Marie Antoinette, France’s ill-fated last queen before the French Revolution, is remembered for her extravagant royal lifestyle that stood in stark contrast to the lives of her subjects, who suffered from an economic depression during her 18th-century reign. It’s a reputation that has only been reinforced by modern retellings of her life — director Sofia Coppola’s 2006 cult film Marie Antoinette, for example, depicts the young queen in pastel frills, surrounded by pastries and rococo luxury.
It would make sense, then, that the lavish monarch’s most famously quoted words would concern a fine dessert: Allegedly, when told that her subjects were starving from bread shortages, Marie Antoinette replied, “Then let them eat cake.”

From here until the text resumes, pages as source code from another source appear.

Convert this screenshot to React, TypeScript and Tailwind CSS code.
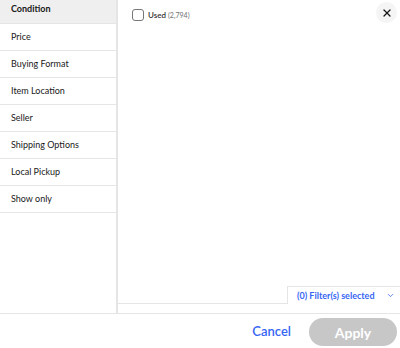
import React from 'react';
import { X, ChevronDown } from 'lucide-react';

const groups = [
  'Condition',
  'Price',
  'Buying Format',
  'Item Location',
  'Seller',
  'Shipping Options',
  'Local Pickup',
  'Show only',
];

export default function App() {
  return (
    <div
      className="w-[400px] h-[348px] bg-white flex flex-col text-[#191919] overflow-hidden"
      style={{ fontFamily: 'Lato, "Open Sans", sans-serif' }}
    >
      <div className="flex flex-1 min-h-0 border-b border-[#e5e5e5]">
        {/* left nav */}
        <div className="w-[118px] flex flex-col border-r-2 border-[#e5e5e5]">
          {groups.map((g, idx) => (
            <div
              key={g}
              className={
                idx === 0
                  ? 'h-[24px] pb-[6px] flex items-center pl-[11px] bg-[#efefef] border-b border-[#e5e5e5] text-[9px] font-bold'
                  : 'h-[27px] flex items-center pl-[11px] border-b border-[#e5e5e5] text-[9px]'
              }
            >
              {g}
            </div>
          ))}
        </div>

        {/* right content */}
        <div className="flex-1 flex flex-col">
          <div className="flex-1 flex items-start justify-between pl-[14px] pr-[2px] pt-[2px]">
            <label className="flex items-center gap-[4px] mt-[7px]">
              <span className="w-[12px] h-[12px] rounded-[3px] border border-[#767676] bg-white" />
              <span className="text-[8px] font-semibold text-[#333]">
                Used <span className="font-normal text-[#707070] text-[7px]">(2,794)</span>
              </span>
            </label>
            <button className="w-[21px] h-[21px] rounded-full bg-[#f5f5f5] flex items-center justify-center mr-[1px]">
              <X className="w-[12px] h-[12px] text-[#191919]" strokeWidth={2.5} />
            </button>
          </div>
          <div className="flex items-end h-[18px]">
            <div className="flex-1 border-b border-[#e5e5e5]" />
            <div className="w-[113px] h-[18px] border-t border-l border-[#e5e5e5] flex items-center justify-between pl-[9px] pr-[5px]">
              <span className="text-[9px] font-bold text-[#3665f3]">(0) Filter(s) selected</span>
              <ChevronDown className="w-[9px] h-[9px] text-[#3665f3]" strokeWidth={2} />
            </div>
          </div>
          <div className="h-[9px]" />
        </div>
      </div>

      {/* footer */}
      <div className="h-[34px] pt-[2px] flex items-center justify-end gap-[18px] pr-[3px]">
        <button className="text-[13px] font-semibold text-[#3665f3]">Cancel</button>
        <button className="w-[88px] h-[28px] rounded-full bg-[#c7c7c7] text-white text-[14px] font-bold">
          Apply
        </button>
      </div>
    </div>
  );
}
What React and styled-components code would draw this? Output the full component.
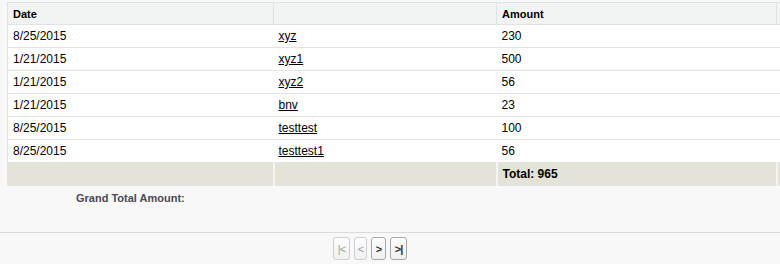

The callous quip has become almost synonymous with Marie Antoinette’s name. But did the exchange actually take place? The truth is, there are no direct sources that can tie the line to the queen. Instead, it’s likely that a historical game of telephone, with some politics mixed in, has resulted in one of the most famous misquotes of all time.
Our most solid clue to the origin of the quote lies in the writings of Jean-Jacques Rousseau, a philosopher who was instrumental to French revolutionary politics. In Rousseau’s autobiographical book Confessions, he recalls a “great princess who, when told that the peasants had no bread, replied: ‘Then let them eat brioche.’” (While the translation is different, the sentiment remains, brioche being more luxurious than regular bread.)
However, at the time of Rousseau’s writing (around 1765), Marie Antoinette was only 10 years old and wasn’t yet the queen of France. Some biographers alternatively attribute the quote to Queen Maria Teresa, the wife of the French “Sun King” Louis XIV, a century earlier — but there’s little evidence to support that claim, either.
Another theory is that the misattributed quote was born out of political convenience. Since many revolutionaries wanted to abolish the monarchy, it would suit their needs to paint the queen as ignorant or coldhearted. For years before the revolution, the French press accused her of adultery, ruining the country’s finances, and callousness toward her subjects. Many saw her as too young to be on the throne, a naive hedonist who spent her subjects’ tax money on frivolities while they starved. The sentiment ultimately led to her execution by guillotine at age 37 in 1793, shortly after the execution of her husband, King Louis XVI.
There was some truth to these grievances: Marie Antoinette was only 14 years old when she married Louis-Auguste, and became queen of France just four years later at age 18. She was undoubtedly extravagant: She had her own chocolatier, an expensive signature perfume, and a private estate that cost a fortune. And yet, for her to cruelly declare her starving subjects should “eat cake” doesn’t quite fit with other aspects of her time at court.
Marie Antoinette’s life was not only pastries and parties. During her reign, she established a home for unwed mothers and patronized a charity for the elderly, the blind, and widows. She adopted numerous children, personally tended to injured peasants, and frequently visited families in need to hand out food and supplies. During France’s 1787 famine, she even sold the royal family’s flatware to buy grain for poorer families. She also became involved in French politics over the course of her reign, attending finance and war meetings and convincing the king to be inoculated against smallpox, which made the practice more accepted. None of this suggests a queen who was ignorant of her subjects’ troubles or would mock them for starving.
Whether or not Marie Antoinette actually did brush off the need for bread, it’s no wonder the French people would have been infuriated by such a remark. The average 18th-century worker spent half their wages on bread alone. And according to France’s “Observatoire du Pain” (Bread Observatory), bread remains a crucial staple of the French diet today. In fact, in large part due to the shortages that happened during Marie Antoinette’s reign, the cost of bread in France has been either fixed or heavily regulated for centuries.
History is a matter of perspective, so it’s easy for events and words to get distorted as years pass. We may never know who proclaimed “Let them eat cake,” or whether the phrase is just a myth. Still, the quote has endured for what it represents: It remains a symbol of how too much of a good thing can distance us from reality. And it encourages us, even now, to question the systems that create such deep inequalities in the first place.